Police, Academy (cryptosicko), Friday, 20 July 2018 16:22 (six years ago) link

i liked the coach and felt the joke wasn't too laboured. i disliked the ending, just didn't work that well for me, though i liked that she decided to stop calling herself lady bird at least.

overall this was decent, a lot better than whatever crap baumbach shits out these days for sure, but also just sort of middling and ok, a 6 out of 10 maybe if i were to quantify it. feel like "old man shouts at cloud" but the movies these days that get hyped as films of the year are generally pretty good and nothing more.

( ͡☉ ͜ʖ ͡☉) (jim in vancouver), Friday, 20 July 2018 16:25 (six years ago) link

we don't need the mother constantly reminding her (and us) how poor they all are

But that's what Moms do.

Making Plans For Sturgill (C. Grisso/McCain), Friday, 20 July 2018 16:27 (six years ago) link

^^^

This is a total Jeff Porcaro. (Doctor Casino), Friday, 20 July 2018 17:38 (six years ago) link

Liked this movie but slums of Beverly Hills did this coming of age thing way better

No angel came (Ross), Friday, 20 July 2018 17:51 (six years ago) link

Among more recent movies about teenage girls, I still prefer the previous year’s The Edge of Seventeen. Walter Chaw’s review alluded to Ghost World and Hal Hartley’s Trust, which are also much stronger films. But there’s room enough in the world for all of them.

Police, Academy (cryptosicko), Friday, 20 July 2018 17:59 (six years ago) link

I just saw this on the plane. It was fine; I was likely disappointed since I had higher hopes. I came away from it thinking of Little Miss Sunshine too! Both are films that I never need to see again.

Yerac, Friday, 20 July 2018 18:22 (six years ago) link

I agree with some upthread. Everything was pleasant, Ronan's character was moderately interesting, the dialogue was moderately amusing. The acting is the best thing in it.

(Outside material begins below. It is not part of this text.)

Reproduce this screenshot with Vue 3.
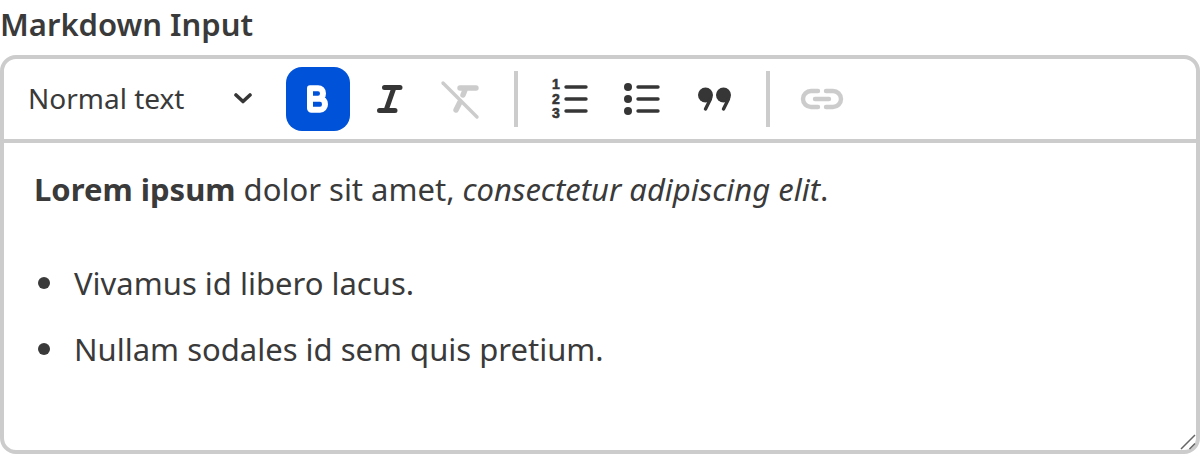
<script setup>
const listItems = ['Vivamus id libero lacus.', 'Nullam sodales id sem quis pretium.']
</script>

<template>
  <div class="field">
    <label class="field-label">Markdown Input</label>
    <div class="editor">
      <div class="toolbar">
        <div class="select">
          <span>Normal text</span>
          <svg class="chevron" width="20" height="12" viewBox="0 0 20 12">
            <path d="M2 3l7 6.500L16 3" fill="none" stroke="#363636" stroke-width="3.600" stroke-linecap="round" stroke-linejoin="round" />
          </svg>
        </div>
        <button class="tool active">
          <svg width="48" height="48" viewBox="0 0 48 48">
            <path d="M16 13.200h8c3 0 5 2.200 5 5.200 0 3.100-2 5.400-5 5.400h-8zM16 23.800h10c3 0 5 2.300 5 5.400 0 3.100-2 5.600-5 5.600H17.500c-.8 0-1.500-.7-1.500-1.500z" fill="none" stroke="#fff" stroke-width="6" stroke-linejoin="round" />
          </svg>
        </button>
        <button class="tool">
          <svg width="48" height="48" viewBox="0 0 48 48">
            <path d="M18.500 12.500H34M13.500 35.500H29M28 12.500L20 35.500" fill="none" stroke="#363636" stroke-width="5" stroke-linecap="round" />
          </svg>
        </button>
        <button class="tool">
          <svg width="48" height="48" viewBox="0 0 48 48">
            <path d="M5 8l34 34" fill="none" stroke="#cccccc" stroke-width="3.400" stroke-linecap="round" />
            <path d="M22 13h16M27 15l-2 5M22 27l-4 8" fill="none" stroke="#cccccc" stroke-width="5.400" stroke-linecap="round" />
          </svg>
        </button>
        <span class="divider"></span>
        <button class="tool">
          <svg width="48" height="48" viewBox="0 0 48 48">
            <text class="digit">
              <tspan x="10" y="14">1</tspan>
              <tspan x="10" y="28.500">2</tspan>
              <tspan x="10" y="43">3</tspan>
            </text>
            <path d="M20 12h20M20 24h20M20 36h20" fill="none" stroke="#363636" stroke-width="3.400" stroke-linecap="round" />
          </svg>
        </button>
        <button class="tool">
          <svg width="48" height="48" viewBox="0 0 48 48">
            <circle cx="10" cy="12" r="4" fill="#363636" />
            <circle cx="10" cy="24" r="4" fill="#363636" />
            <circle cx="10" cy="36" r="4" fill="#363636" />
            <path d="M20 12h20M20 24h20M20 36h20" fill="none" stroke="#363636" stroke-width="3.400" stroke-linecap="round" />
          </svg>
        </button>
        <button class="tool">
          <svg width="48" height="48" viewBox="0 0 48 48">
            <circle cx="15.500" cy="20" r="7.500" fill="#363636" />
            <circle cx="33.500" cy="20" r="7.500" fill="#363636" />
            <path d="M20.500 24l-5 10M38.500 24l-5 10" fill="none" stroke="#363636" stroke-width="3.400" stroke-linecap="round" />
          </svg>
        </button>
        <span class="divider"></span>
        <button class="tool">
          <svg width="48" height="48" viewBox="0 0 48 48">
            <path d="M20 16h-7a8 8 0 0 0 0 16h7M28 16h7a8 8 0 0 1 0 16h-7M17 24h14" fill="none" stroke="#cccccc" stroke-width="4.400" stroke-linecap="round" />
          </svg>
        </button>
      </div>
      <div class="content">
        <p><strong>Lorem ipsum</strong> dolor sit amet, <em>consectetur adipiscing elit</em>.</p>
        <ul>
          <li v-for="item in listItems" :key="item">{{ item }}</li>
        </ul>
        <svg class="resize-grip" width="16" height="16" viewBox="0 0 16 16">
          <path d="M1 15L15 1M9.500 15L15 9.500" fill="none" stroke="#666" stroke-width="1.500" />
        </svg>
      </div>
    </div>
  </div>
</template>

<style scoped>
.field {
  width: 1200px;
  height: 454px;
  display: flex;
  flex-direction: column;
  font-family: "Noto Sans", sans-serif;
  color: #3a3a3a;
  overflow: hidden;
}
.field-label {
  display: block;
  height: 55px;
  font-size: 31px;
  font-weight: 600;
  line-height: 48px;
}
.editor {
  flex: 1;
  display: flex;
  flex-direction: column;
  border: 4px solid #ccc;
  border-radius: 16px;
  background: #fff;
}
.toolbar {
  display: flex;
  align-items: center;
  gap: 8px;
  height: 84px;
  box-sizing: border-box;
  border-bottom: 4px solid #ccc;
}
.select {
  width: 274px;
  box-sizing: border-box;
  padding: 0 24px 2px 24px;
  display: flex;
  align-items: center;
  justify-content: space-between;
  font-size: 28px;
}
.tool {
  width: 64px;
  height: 64px;
  padding: 8px;
  border: 0;
  border-radius: 16px;
  background: transparent;
  display: flex;
}
.tool.active {
  background: #0052d9;
}
.divider {
  width: 4px;
  height: 56px;
  margin: 0 12px;
  background: #ccc;
}
.digit {
  font-size: 14px;
  font-weight: 800;
  fill: #363636;
  stroke: #363636;
  stroke-width: 0.6px;
  text-anchor: middle;
}
.content {
  flex: 1;
  position: relative;
  padding: 24px 30px;
  font-size: 31px;
  line-height: 44px;
}
.content p {
  margin: 0 0 50px;
}
.content ul {
  margin: 0;
  padding: 0 0 0 40px;
  list-style: none;
}
.content li {
  position: relative;
  margin-bottom: 22px;
}
.content li::before {
  content: "";
  position: absolute;
  left: -36px;
  top: 16px;
  width: 12px;
  height: 12px;
  border-radius: 50%;
  background: #3a3a3a;
}
.resize-grip {
  position: absolute;
  right: 0;
  bottom: 0;
}
</style>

Yerac, Friday, 20 July 2018 18:24 (six years ago) link

Oh come on, this is way better than LMS!

Police, Academy (cryptosicko), Friday, 20 July 2018 18:41 (six years ago) link

I think it was better than all of the movies referenced above

Dan S, Friday, 20 July 2018 18:42 (six years ago) link

Ghost World is probably better.

I Never Promised You A Hose Harden (Eric H.), Friday, 20 July 2018 18:44 (six years ago) link

Both movies mystifyingly had that best picture hype and both were very pleasant enough.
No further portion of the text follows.